Police Barracks As Symbol


No symbol better captures the state of our police force than the quality of its barracks.  If you take a walk around any major police barracks anywhere in Nigeria, you will immediately be struck by the run down buildings, paint peeling off them, many lacking in water and good sanitation, and generally always overcrowded.  Into small 1 or 2 rooms flats is a family of a father and wife, and maybe 3-5 children.  Those living conditions are deplorable and speak volumes about how well as a society and leaders we understand what is needed to motivate those on whose shoulders such a great burden of responsibility is placed.  Put differently, the quality of their lives is a leading indicator of the deeper crisis in our society.

Under our new dispensation, we will change Nigeria's understanding and approach to the security of life.  The change will come because my administration in reforming the police and the broad administration of justice will focus on making sure we treat police officers as human beings.  Police officers are men and women like you and I; they are our sons and daughters, cousins of our neighbor Mr. Adewale, or friends with our bosom buddy, Musa.  No reform of the police, no matter how cleverly designed can ignore the fact that these officers have families.  No reform can also ignore the fact that these officers when cheated out of their salaries and allowances, will seek out ways to survive.  No reform can ignore the fact that these are people who want a career in which they will be professionally and personally fulfilled.  No reform will succeed if we fail to give our officers the right to the Nigerian dream, a right to which all Nigerians should have an equal access.

Therefore, my approach to reform will be different from that of any other presidential candidate because I will place the men and women of the force at the heart of the reform.  The root cause of our law and order problem is that we have forgotten that it is people who will implement our commitment to law and order.  Without a focus on who is enforcing the law and the quality of life and service for those enforcers, it is clear that we will not get the results we all desire.  As president, I will address the systemic root causes of poor law enforcement.  My campaign has identified a series of integrated solutions that will together create leading edge results for Nigerians.  These results will fulfill what I have promised to Nigerians: security of life, property, and food.

The neglect symbolized by the run down barracks will be addressed by treating police officers as members of our community.  So, we will create a special federally guaranteed mortgage program that on the first anniversary of joining the force, an officer will be qualified to use to purchase a home in his or her community.  In addition to our proposed universal health insurance and education program for all Nigerians, we will change the pressures facing our officers at home, so they can focus on being the best officers they can be.  Second, we will change how police officers work by giving them more resources than they have had in the history of law enforcement.  We will double the size of the force from over 300,000 to over 700,000 by 2012.  We will motivate the police to take more effective action in areas we believe are critical to crime prevention.   We will help the police develop new capabilities including better forensic labs, a national crime database, a new fleet of patrol vehicles, new patrol strategies, and new conditions of service.  We will also create new rewards and incentives to bolster the best officers who choose to make the force a long term career.  By the end of our reform, the police force will be unrecognizable from today and for the better.

Saturday, November 18, 2006

My views on education

Please click on the video link below for a 5 minutes video on my views on Education" -






In the coming weeks, we will release more videos on other policy areas.
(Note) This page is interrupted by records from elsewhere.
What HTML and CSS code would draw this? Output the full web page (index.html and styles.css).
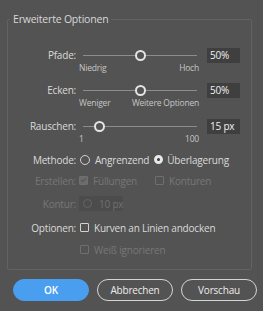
FILE: index.html
```html
<!DOCTYPE html>
<html lang="de">
<head>
    <meta charset="UTF-8">
    <title>Erweiterte Optionen</title>
    <link rel="stylesheet" href="styles.css">
</head>
<body>
    <fieldset class="panel">
        <legend>Erweiterte Optionen</legend>

        <div class="row slider-row first">
            <span class="label">Pfade:</span>
            <div class="slider">
                <div class="track"><span class="thumb" style="left: 50%"></span></div>
                <div class="scale"><span>Niedrig</span><span>Hoch</span></div>
            </div>
            <div class="value">50%</div>
        </div>

        <div class="row slider-row">
            <span class="label">Ecken:</span>
            <div class="slider">
                <div class="track"><span class="thumb" style="left: 50%"></span></div>
                <div class="scale"><span>Weniger</span><span>Weitere Optionen</span></div>
            </div>
            <div class="value">50%</div>
        </div>

        <div class="row slider-row">
            <span class="label">Rauschen:</span>
            <div class="slider">
                <div class="track"><span class="thumb" style="left: 14.1%"></span></div>
                <div class="scale"><span>1</span><span>100</span></div>
            </div>
            <div class="value">15 px</div>
        </div>

        <div class="row method">
            <span class="label">Methode:</span>
            <span class="option"><i class="radio"></i>Angrenzend</span>
            <span class="option"><i class="radio checked"></i>Überlagerung</span>
        </div>

        <div class="row create disabled">
            <span class="label">Erstellen:</span>
            <span class="option"><i class="check checked"></i>Füllungen</span>
            <span class="option"><i class="check"></i>Konturen</span>
        </div>

        <div class="row stroke disabled">
            <span class="label">Kontur:</span>
            <div class="spinner"><i class="spin-icon"></i>10 px</div>
        </div>

        <div class="row snap">
            <span class="label">Optionen:</span>
            <span class="option"><i class="check"></i>Kurven an Linien andocken</span>
        </div>

        <div class="row ignore disabled">
            <span class="label"></span>
            <span class="option"><i class="check"></i>Weiß ignorieren</span>
        </div>
    </fieldset>

    <div class="buttons">
        <button class="btn primary">OK</button>
        <button class="btn">Abbrechen</button>
        <button class="btn">Vorschau</button>
    </div>
</body>
</html>
```

FILE: styles.css
```css
/* Base */
body {
    margin: 0;
    padding: 12px 0 0 7px;
    background-color: #535353;
    color: #dadada;
    font-family: 'Open Sans', sans-serif;
    font-size: 10px;
    letter-spacing: -0.2px;
    overflow: hidden;
}

/* Group box */
.panel {
    width: 245px;
    box-sizing: border-box;
    margin: 0;
    padding: 22px 0 12px 0;
    border: 1px solid #626262;
    border-radius: 2px;
}

.panel legend {
    margin-left: 2px;
    padding: 0 3px;
    color: #d8d8d8;
    font-size: 10.5px;
}

.row {
    display: flex;
    align-items: center;
    height: 15px;
    white-space: nowrap;
}

.label {
    width: 68px;
    margin-right: 3px;
    text-align: right;
    flex-shrink: 0;
}

/* Sliders */
.slider-row {
    align-items: flex-start;
    height: 26px;
    margin-top: 9px;
}

.slider-row.first {
    margin-top: 0;
}

.slider-row + .slider-row + .slider-row {
    margin-top: 10px;
}

.slider-row .label {
    line-height: 15px;
}

.slider {
    width: 122px;
}

.track {
    position: relative;
    margin: 7px 4px 0 4px;
    width: 114px;
    height: 1px;
    background-color: #8c8c8c;
}

.thumb {
    position: absolute;
    top: -5px;
    width: 7px;
    height: 7px;
    margin-left: -5px;
    border: 2px solid #e4e4e4;
    border-radius: 50%;
    background-color: #535353;
}

.scale {
    display: flex;
    justify-content: space-between;
    margin-top: 6px;
    padding-right: 2px;
    color: #c6c6c6;
    font-size: 8.5px;
    line-height: 11px;
}

.value {
    width: 33px;
    height: 15px;
    margin-left: 6px;
    padding-left: 3px;
    box-sizing: border-box;
    background-color: #3f3f3f;
    color: #f0f0f0;
    line-height: 15px;
}

/* Radios and checkboxes */
.option {
    display: flex;
    align-items: center;
}

.option + .option {
    margin-left: 5px;
}

.radio, .check {
    display: inline-block;
    width: 8px;
    height: 8px;
    margin-right: 5px;
    border: 1px solid #d2d2d2;
    flex-shrink: 0;
}

.radio {
    border-radius: 50%;
}

.radio.checked {
    width: 3px;
    height: 3px;
    border: 3px solid #e8e8e8;
    background-color: #3a3a3a;
    margin-right: 4px;
}

.check {
    width: 7px;
    height: 7px;
    border-radius: 1px;
}

.method {
    margin-top: 7px;
}

.method .option {
    margin-left: 1px;
}

.method .option + .option {
    margin-left: 5px;
}

.create {
    margin-top: 6px;
}

.stroke {
    margin-top: 8px;
}

.snap {
    margin-top: 9px;
}

.ignore {
    margin-top: 7px;
}

.snap .option .check,
.ignore .option .check {
    margin-left: 1px;
}

/* Disabled state */
.disabled {
    color: #777;
}

.disabled .check,
.disabled .radio {
    border-color: #6f6f6f;
}

.disabled .check.checked {
    background-color: #6c6c6c;
    position: relative;
}

.disabled .check.checked::after {
    content: "";
    position: absolute;
    left: 2px;
    top: 0;
    width: 2px;
    height: 4px;
    border: solid #555;
    border-width: 0 1px 1px 0;
    transform: rotate(45deg);
}

.create .option:first-of-type .check {
    margin-left: 1px;
    margin-right: 6px;
}

.create .option + .option {
    margin-left: 18px;
}

.spinner {
    display: flex;
    align-items: center;
    width: 44px;
    height: 15px;
    background-color: #4c4c4c;
    color: #707070;
}

.spin-icon {
    width: 7px;
    height: 7px;
    margin: 0 7px 0 4px;
    border: 1px solid #656565;
    border-radius: 50%;
    flex-shrink: 0;
}

/* Buttons */
.buttons {
    display: flex;
    gap: 8px;
    margin: 9px 0 0 6px;
}

.btn {
    width: 76px;
    height: 22px;
    padding: 0;
    border: 1.5px solid #d4d4d4;
    border-radius: 11px;
    background-color: transparent;
    color: #ececec;
    font-family: 'Open Sans', sans-serif;
    font-size: 10px;
    letter-spacing: -0.2px;
}

.btn.primary {
    border-color: #4a9ef0;
    background-color: #4a9ef0;
    color: #fff;
    font-weight: 600;
}
```
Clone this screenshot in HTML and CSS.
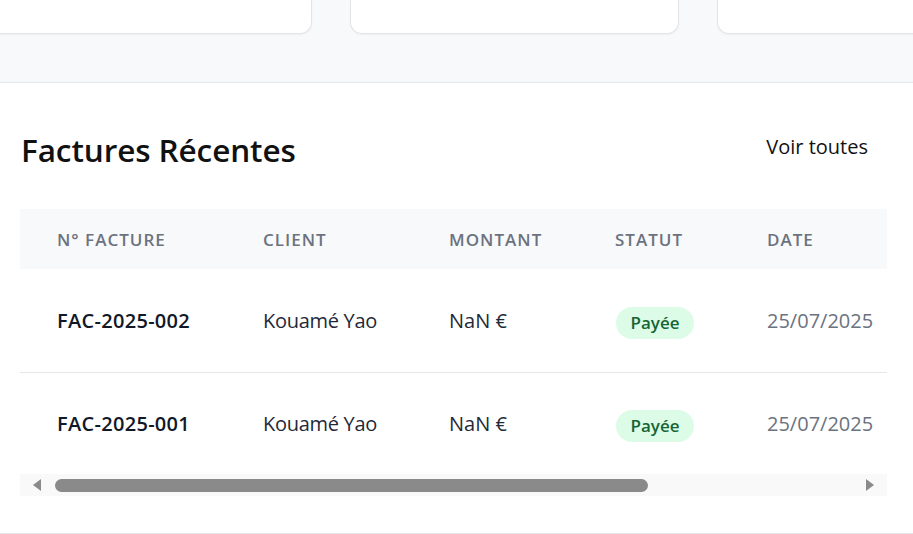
FILE: index.html
```html
<!DOCTYPE html>
<html lang="fr">
<head>
<meta charset="utf-8">
<title>Factures Récentes</title>
<link rel="stylesheet" href="styles.css">
</head>
<body>
<div class="stats">
  <div class="stat-card"></div>
  <div class="stat-card"></div>
  <div class="stat-card"></div>
</div>
<section class="recent">
  <div class="recent-head">
    <h2 class="recent-title">Factures Récentes</h2>
    <a class="see-all" href="#">Voir toutes</a>
  </div>
  <div class="table-wrap">
    <table class="invoices">
      <colgroup>
        <col class="c1"><col class="c2"><col class="c3"><col class="c4"><col class="c5"><col class="c6">
      </colgroup>
      <thead>
        <tr><th>N° Facture</th><th>Client</th><th>Montant</th><th>Statut</th><th>Date</th><th></th></tr>
      </thead>
      <tbody>
        <tr>
          <td class="num">FAC-2025-002</td><td class="client">Kouamé Yao</td><td class="amount">NaN €</td>
          <td><span class="badge">Payée</span></td><td class="date">25/07/2025</td><td></td>
        </tr>
        <tr>
          <td class="num">FAC-2025-001</td><td class="client">Kouamé Yao</td><td class="amount">NaN €</td>
          <td><span class="badge">Payée</span></td><td class="date">25/07/2025</td><td></td>
        </tr>
      </tbody>
    </table>
  </div>
  <div class="hscroll">
    <span class="arrow arrow-left"></span>
    <div class="track"><div class="thumb"></div></div>
    <span class="arrow arrow-right"></span>
  </div>
</section>
</body>
</html>
```

FILE: styles.css
```css
* { box-sizing: border-box; }
html, body { margin: 0; padding: 0; }
body {
  font-family: "Open Sans", "Noto Sans", "Liberation Sans", sans-serif;
  background: #ffffff;
  color: #111827;
  width: 913px;
  overflow: hidden;
}

.stats {
  height: 83px;
  background: #f8f9fa;
  border-bottom: 1px solid #e5e7eb;
  display: flex;
  gap: 38px;
  margin-left: -17px;
  width: 1100px;
  align-items: flex-start;
}
.stat-card {
  flex: 0 0 329px;
  height: 34px;
  background: #ffffff;
  border: 1px solid #e3e4e6;
  border-top: none;
  border-radius: 0 0 12px 12px;
  box-shadow: 0 1px 2px rgba(0,0,0,0.04);
}

.recent {
  padding: 46px 26px 37px 20px;
  border-bottom: 1px solid #e5e7eb;
}
.recent-head {
  height: 40px;
  display: flex;
  align-items: center;
  justify-content: space-between;
  margin-bottom: 40px;
}
.recent-title {
  margin: 0 0 0 1px;
  font-size: 31.5px;
  font-weight: 600;
  color: #111111;
  letter-spacing: -0.1px;
}
.see-all {
  font-size: 20px;
  font-weight: 500;
  color: #111111;
  text-decoration: none;
  padding: 4px 19px 10px;
}

.table-wrap {
  width: 867px;
  overflow: hidden;
}
.invoices {
  width: 1188px;
  table-layout: fixed;
  border-collapse: collapse;
}
.c1 { width: 206px; }
.c2 { width: 186px; }
.c3 { width: 166px; }
.c4 { width: 152px; }
.c5 { width: 200px; }
.c6 { width: 278px; }

.invoices th {
  height: 60px;
  background: #f8f9fa;
  text-align: left;
  padding: 0 0 0 37px;
  font-size: 17px;
  font-weight: 600;
  color: #6b7280;
  text-transform: uppercase;
  letter-spacing: 0.06em;
}
.invoices td {
  height: 102px;
  padding: 0 0 0 37px;
  font-size: 20px;
  white-space: nowrap;
}
.invoices tbody tr:first-child td { border-bottom: 1px solid #e5e7eb; height: 103px; }
.num { font-weight: 600; color: #111827; letter-spacing: 0.3px; }
.client, .amount { color: #1f2937; }
.client { letter-spacing: -0.3px; }
.date { color: #6b7280; }
.badge {
  display: inline-block;
  vertical-align: middle;
  margin: 6px 0 0 1px;
  width: 78px;
  height: 32px;
  line-height: 32px;
  text-align: center;
  border-radius: 16px;
  background: #dcfce7;
  color: #166534;
  font-size: 17px;
  font-weight: 600;
}

.hscroll {
  width: 867px;
  height: 22px;
  background: #f9f9f9;
  display: flex;
  align-items: center;
}
.arrow {
  width: 0;
  height: 0;
  border-top: 6px solid transparent;
  border-bottom: 6px solid transparent;
}
.arrow-left {
  margin-left: 13px;
  border-right: 8px solid #8a8a8a;
}
.arrow-right {
  margin-right: 13px;
  border-left: 8px solid #8a8a8a;
}
.track {
  flex: 1;
  height: 13px;
  padding-left: 14px;
}
.thumb {
  width: 593px;
  height: 13px;
  border-radius: 7px;
  background: #8a8a8a;
}
```
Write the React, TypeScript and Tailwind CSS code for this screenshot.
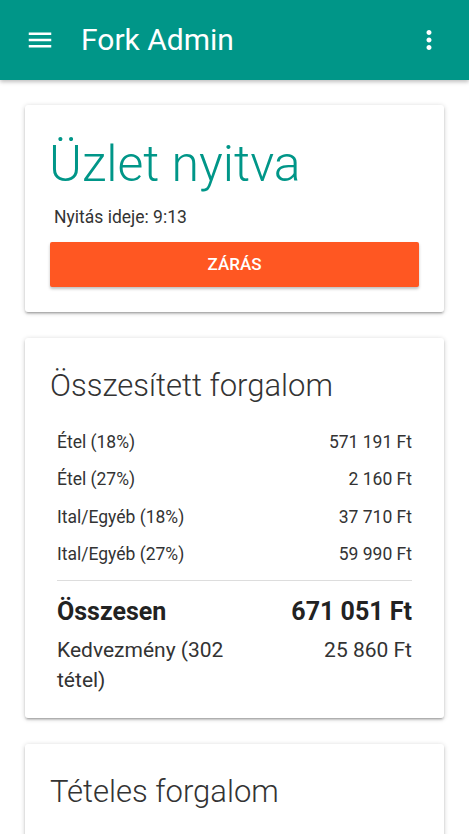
import React from "react";

const rows = [
  { label: "Étel (18%)", value: "571 191 Ft" },
  { label: "Étel (27%)", value: "2 160 Ft" },
  { label: "Ital/Egyéb (18%)", value: "37 710 Ft" },
  { label: "Ital/Egyéb (27%)", value: "59 990 Ft" },
];

const MenuIcon = () => (
  <svg viewBox="0 0 24 24" className="w-[30px] h-[30px]" fill="currentColor">
    <path d="M3 18h18v-2H3v2zm0-5h18v-2H3v2zm0-7v2h18V6H3z" />
  </svg>
);

const MoreIcon = () => (
  <svg viewBox="0 0 24 24" className="w-[30px] h-[30px]" fill="currentColor">
    <path d="M12 8c1.1 0 2-.9 2-2s-.9-2-2-2-2 .9-2 2 .9 2 2 2zm0 2c-1.1 0-2 .9-2 2s.9 2 2 2 2-.9 2-2-.9-2-2-2zm0 6c-1.1 0-2 .9-2 2s.9 2 2 2 2-.9 2-2-.9-2-2-2z" />
  </svg>
);

const Card = ({ children, className = "" }: { children: React.ReactNode; className?: string }) => (
  <div className={`bg-white rounded-[3px] shadow-[0_2px_2px_0_rgba(0,0,0,0.14),0_3px_1px_-2px_rgba(0,0,0,0.12),0_1px_5px_0_rgba(0,0,0,0.2)] ${className}`}>
    {children}
  </div>
);

export default function App() {
  return (
    <div className="h-[834px] overflow-hidden bg-white font-['Roboto',sans-serif] text-[#212121]">
      {/* Toolbar */}
      <header className="h-[80px] bg-[#009688] text-white flex items-center pl-[25px] pr-[25px] shadow-[0_2px_4px_rgba(0,0,0,0.25)] relative z-10">
        <MenuIcon />
        <h1 className="ml-[26px] text-[30px] leading-none font-normal flex-1">Fork Admin</h1>
        <MoreIcon />
      </header>

      <main className="px-[25px] pt-[25px] flex flex-col gap-[26px]">
        {/* Nyitás */}
        <Card className="px-[25px] pt-[29px] pb-[25px]">
          <h2 className="text-[50px] leading-[61px] font-light text-[#009688] -ml-[1px]">Üzlet nyitva</h2>
          <p className="mt-[10px] ml-[4px] text-[17.5px] leading-6 text-[#333]">Nyitás ideje: 9:13</p>
          <button className="mt-[13px] w-full h-[45px] bg-[#ff5722] text-white text-[17px] font-medium rounded-[2px] shadow-[0_2px_3px_rgba(0,0,0,0.25)]">
            ZÁRÁS
          </button>
        </Card>

        {/* Összesített */}
        <Card className="px-[25px] pt-[24px] pb-[23px]">
          <h2 className="text-[31px] leading-[48px] font-light text-[#333]">Összesített forgalom</h2>
          <div className="mt-[13px] px-[7px]">
            {rows.map((r) => (
              <div key={r.label} className="h-[37.5px] flex items-center justify-between text-[17.5px] text-[#333]">
                <span>{r.label}</span>
                <span>{r.value}</span>
              </div>
            ))}
            <div className="mt-[7px] border-t border-[#ddd]" />
            <div className="mt-[13px] flex justify-between text-[25px] leading-[36px] font-bold text-[#222]">
              <span>Összesen</span>
              <span>671 051 Ft</span>
            </div>
            <div className="mt-[5px] flex justify-between text-[21px] leading-[30px] text-[#333]">
              <span className="w-[200px]">Kedvezmény (302 tétel)</span>
              <span>25 860 Ft</span>
            </div>
          </div>
        </Card>

        {/* Tételes */}
        <Card className="px-[25px] pt-[24px] pb-[40px]">
          <h2 className="text-[31px] leading-[48px] font-light text-[#333]">Tételes forgalom</h2>
        </Card>
      </main>
    </div>
  );
}
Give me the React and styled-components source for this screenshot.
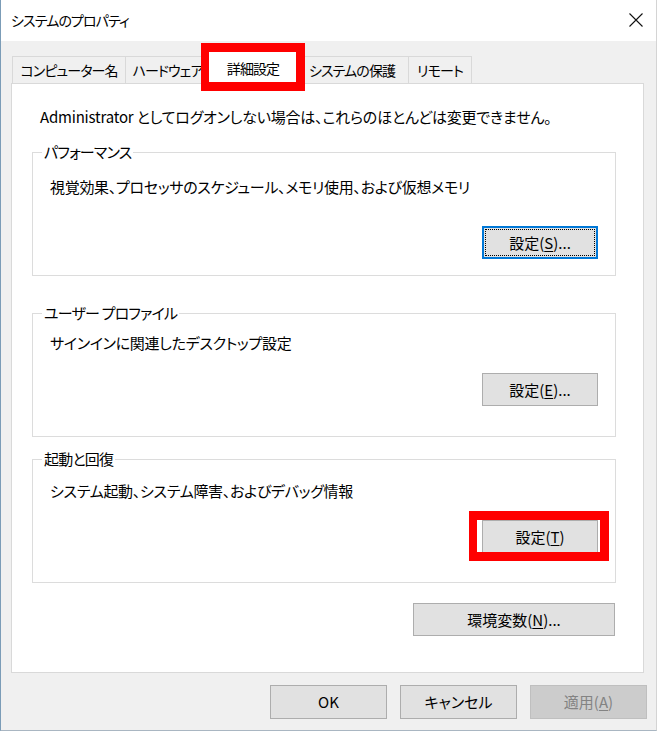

The next one will be on Infrastructure. Stay tuned.

The Rule Of Law

The Rule Of Law.

These days as I drive from one campaign stop to another, I am blessed with the gift of moments of quietude. At these times my mind is preoccupied with the struggle by our body polity to accept the rule of law as an irrefragable cannon upon which we must build our society. There will always be those who seek to supplant the will of the people from the moment votes are cast right through the life of a stolen mandate. We do not for a second believe that those who have come to power through fraud will lead with the rule of the law as a guiding principle. Maverick fraudsters they may be, they however need to re invent new tricks to survive in office. The curious happenings in Oyo, Ekiti, Anambra and Plateau states are the bizarre shenanigans of politicians who must pull an end run on the constitution in order to archive their personal political and financial goals. At times they have been sly, operating before dawn, sometimes from outside their states. At other times subterfuge has given way to outright brigandage as they mock and rape the constitution.

I think of the words of a dear friend who reminds me “ the underlying basis of the rule of law is more due process than the substantive law, yet we lie prostrate in accepting the preeminence of illegalities”. To be sure we have pillagers, plunderers and two bit looters in position of power both in the legislative and in the executive arms of government at local, state and national levels. We the people are glad when they fall from power but at the same time we should be saddened by the preeminence of illegalities as a tool for judicial redress. When we subvert due process for the exigencies of a political goal and the immediacy of the moment, we do lasting harm to our political culture; we enshrine bad habits that will be hard to break in the years ahead. I know why we the people lie prostrate in the face of so much constitutional depravity. It is hard to stand for a principle when that dogma clothes and protects a thief. Some how we must find it within us to rise to a higher level and accept without question certain of these principles in our constitution. These principles include and are not limited to the right of the accused to a fair trial. Our legal system is not perfect and our constitution is far from perfect, but a law, a rule and for that matter the constitution no matter how bad remains the law until due process effects a change.

If our nation is to survive we have to learn to build sustainable institutions that can stand the test of time no matter what government is in power. Nation building should not be run by quixotic ad hoc institutions that operate in fits and starts. Nation building should be a deliberate, thoughtful process with acceptable immutable principles over which no one; no group of persons or political party can ever violate. Where then do we start? A journey of a thousand kilometers we are told begins with one small footstep. We must start by inculcating in our children a deep sense of self worth, and an awareness of their rights as children and as growing adults. We must teach them to be aware of their rights as individuals and to stand up to these rights when these rights are threatened either by older siblings, school prefects, teachers or their elders.
If we are to build a truly democratic society where the law is respected and the rights of man are enshrined we must be prepared to carry out nothing less than a full-scale cultural change.